# START OF Source data

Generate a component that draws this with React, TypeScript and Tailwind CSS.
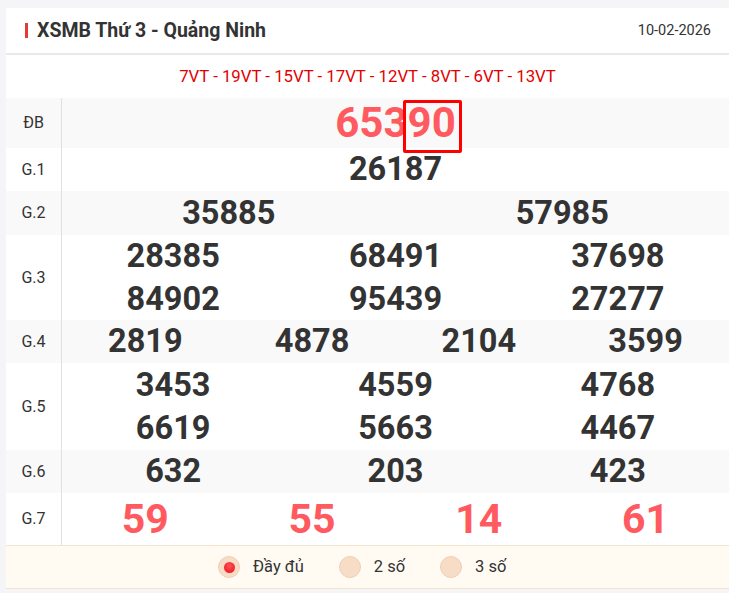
import React from "react";

const font = { fontFamily: "Roboto, 'Noto Sans', sans-serif" };

type Row = {
  label: string;
  cols: number;
  nums: string[];
  kind?: "db" | "g7";
  lineH: number;
  bg: boolean;
};

const rows: Row[] = [
  { label: "ĐB", cols: 1, nums: ["65390"], kind: "db", lineH: 50, bg: true },
  { label: "G.1", cols: 1, nums: ["26187"], lineH: 43, bg: false },
  { label: "G.2", cols: 2, nums: ["35885", "57985"], lineH: 44, bg: true },
  { label: "G.3", cols: 3, nums: ["28385", "68491", "37698", "84902", "95439", "27277"], lineH: 42.5, bg: false },
  { label: "G.4", cols: 4, nums: ["2819", "4878", "2104", "3599"], lineH: 43, bg: true },
  { label: "G.5", cols: 3, nums: ["3453", "4559", "4768", "6619", "5663", "4467"], lineH: 43.5, bg: false },
  { label: "G.6", cols: 3, nums: ["632", "203", "423"], lineH: 43, bg: true },
  { label: "G.7", cols: 4, nums: ["59", "55", "14", "61"], kind: "g7", lineH: 52, bg: false },
];

const gridCls: Record<number, string> = {
  1: "grid grid-cols-1",
  2: "grid grid-cols-2",
  3: "grid grid-cols-3",
  4: "grid grid-cols-4",
};

function Num({ n, kind, h }: { n: string; kind?: string; h: number }) {
  if (kind === "db") {
    return (
      <div className="flex items-center justify-center" style={{ height: h }}>
        <span className="relative text-[42px] font-bold text-[#ff5a5f] leading-none">
          653
          <span className="relative">
            90
            <span className="absolute left-[-5px] right-[-6px] top-[2px] bottom-[-6px] border-[3px] border-[#ff0000] rounded-[2px]" />
          </span>
        </span>
      </div>
    );
  }
  if (kind === "g7") {
    return (
      <div className="flex items-center justify-center text-[41px] font-bold text-[#ff5a5f] leading-none" style={{ height: h }}>
        {n}
      </div>
    );
  }
  return (
    <div className="flex items-center justify-center text-[32.5px] font-bold text-[#333] leading-none" style={{ height: h }}>
      {n}
    </div>
  );
}

function Radio({ checked, label }: { checked?: boolean; label: string }) {
  return (
    <div className="flex items-center gap-[13px]">
      <span className="w-[22px] h-[22px] rounded-full bg-[#f7dcc6] border border-[#efd0b8] flex items-center justify-center">
        {checked && (
          <span className="w-[11px] h-[11px] rounded-full bg-[radial-gradient(circle_at_50%_35%,#ff5252,#e8101e)]" />
        )}
      </span>
      <span className="text-[16.5px] text-[#333]">{label}</span>
    </div>
  );
}

export default function App() {
  return (
    <div className="min-h-[593px] bg-[#f5f5f7] pt-[8px] pl-[6px]" style={font}>
      <div className="bg-white">
        <div className="h-[47px] flex items-center justify-between pl-[19px] pr-[18px] border-b-2 border-[#ece8e9]">
          <div className="flex items-center gap-[9px]">
            <span className="w-[3px] h-[15px] bg-[#e53935]" />
            <span className="text-[19.5px] font-bold text-[#333]">XSMB Thứ 3 - Quảng Ninh</span>
          </div>
          <span className="text-[14.5px] text-[#333]">10-02-2026</span>
        </div>
        <div className="h-[43px] flex items-center justify-center text-[16.8px] text-[#e30000]">
          7VT - 19VT - 15VT - 17VT - 12VT - 8VT - 6VT - 13VT
        </div>
        <div>
          {rows.map((r) => (
            <div key={r.label} className={`flex ${r.bg ? "bg-[#f9f9f9]" : "bg-white"}`}>
              <div className="w-[56px] shrink-0 flex items-center justify-center text-[16px] text-[#333] border-r border-[#e0e0e0]">
                {r.label}
              </div>
              <div className={`flex-1 ${gridCls[r.cols]}`}>
                {r.nums.map((n, i) => (
                  <Num key={i} n={n} kind={r.kind} h={r.lineH} />
                ))}
              </div>
            </div>
          ))}
        </div>
        <div className="h-[44px] bg-[#fffbf3] border-y border-[#f3e4cf] flex items-center gap-[35px] pl-[212px]">
          <Radio checked label="Đầy đủ" />
          <Radio label="2 số" />
          <Radio label="3 số" />
        </div>
      </div>
    </div>
  );
}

# END OF Source data

Objective —
Keep the pictures out of the copy and return the rest of the data above exactly.

Solution for this exercise —
Generate a component that draws this with React, TypeScript and Tailwind CSS.
import React from "react";

const font = { fontFamily: "Roboto, 'Noto Sans', sans-serif" };

type Row = {
  label: string;
  cols: number;
  nums: string[];
  kind?: "db" | "g7";
  lineH: number;
  bg: boolean;
};

const rows: Row[] = [
  { label: "ĐB", cols: 1, nums: ["65390"], kind: "db", lineH: 50, bg: true },
  { label: "G.1", cols: 1, nums: ["26187"], lineH: 43, bg: false },
  { label: "G.2", cols: 2, nums: ["35885", "57985"], lineH: 44, bg: true },
  { label: "G.3", cols: 3, nums: ["28385", "68491", "37698", "84902", "95439", "27277"], lineH: 42.5, bg: false },
  { label: "G.4", cols: 4, nums: ["2819", "4878", "2104", "3599"], lineH: 43, bg: true },
  { label: "G.5", cols: 3, nums: ["3453", "4559", "4768", "6619", "5663", "4467"], lineH: 43.5, bg: false },
  { label: "G.6", cols: 3, nums: ["632", "203", "423"], lineH: 43, bg: true },
  { label: "G.7", cols: 4, nums: ["59", "55", "14", "61"], kind: "g7", lineH: 52, bg: false },
];

const gridCls: Record<number, string> = {
  1: "grid grid-cols-1",
  2: "grid grid-cols-2",
  3: "grid grid-cols-3",
  4: "grid grid-cols-4",
};

function Num({ n, kind, h }: { n: string; kind?: string; h: number }) {
  if (kind === "db") {
    return (
      <div className="flex items-center justify-center" style={{ height: h }}>
        <span className="relative text-[42px] font-bold text-[#ff5a5f] leading-none">
          653
          <span className="relative">
            90
            <span className="absolute left-[-5px] right-[-6px] top-[2px] bottom-[-6px] border-[3px] border-[#ff0000] rounded-[2px]" />
          </span>
        </span>
      </div>
    );
  }
  if (kind === "g7") {
    return (
      <div className="flex items-center justify-center text-[41px] font-bold text-[#ff5a5f] leading-none" style={{ height: h }}>
        {n}
      </div>
    );
  }
  return (
    <div className="flex items-center justify-center text-[32.5px] font-bold text-[#333] leading-none" style={{ height: h }}>
      {n}
    </div>
  );
}

function Radio({ checked, label }: { checked?: boolean; label: string }) {
  return (
    <div className="flex items-center gap-[13px]">
      <span className="w-[22px] h-[22px] rounded-full bg-[#f7dcc6] border border-[#efd0b8] flex items-center justify-center">
        {checked && (
          <span className="w-[11px] h-[11px] rounded-full bg-[radial-gradient(circle_at_50%_35%,#ff5252,#e8101e)]" />
        )}
      </span>
      <span className="text-[16.5px] text-[#333]">{label}</span>
    </div>
  );
}

export default function App() {
  return (
    <div className="min-h-[593px] bg-[#f5f5f7] pt-[8px] pl-[6px]" style={font}>
      <div className="bg-white">
        <div className="h-[47px] flex items-center justify-between pl-[19px] pr-[18px] border-b-2 border-[#ece8e9]">
          <div className="flex items-center gap-[9px]">
            <span className="w-[3px] h-[15px] bg-[#e53935]" />
            <span className="text-[19.5px] font-bold text-[#333]">XSMB Thứ 3 - Quảng Ninh</span>
          </div>
          <span className="text-[14.5px] text-[#333]">10-02-2026</span>
        </div>
        <div className="h-[43px] flex items-center justify-center text-[16.8px] text-[#e30000]">
          7VT - 19VT - 15VT - 17VT - 12VT - 8VT - 6VT - 13VT
        </div>
        <div>
          {rows.map((r) => (
            <div key={r.label} className={`flex ${r.bg ? "bg-[#f9f9f9]" : "bg-white"}`}>
              <div className="w-[56px] shrink-0 flex items-center justify-center text-[16px] text-[#333] border-r border-[#e0e0e0]">
                {r.label}
              </div>
              <div className={`flex-1 ${gridCls[r.cols]}`}>
                {r.nums.map((n, i) => (
                  <Num key={i} n={n} kind={r.kind} h={r.lineH} />
                ))}
              </div>
            </div>
          ))}
        </div>
        <div className="h-[44px] bg-[#fffbf3] border-y border-[#f3e4cf] flex items-center gap-[35px] pl-[212px]">
          <Radio checked label="Đầy đủ" />
          <Radio label="2 số" />
          <Radio label="3 số" />
        </div>
      </div>
    </div>
  );
}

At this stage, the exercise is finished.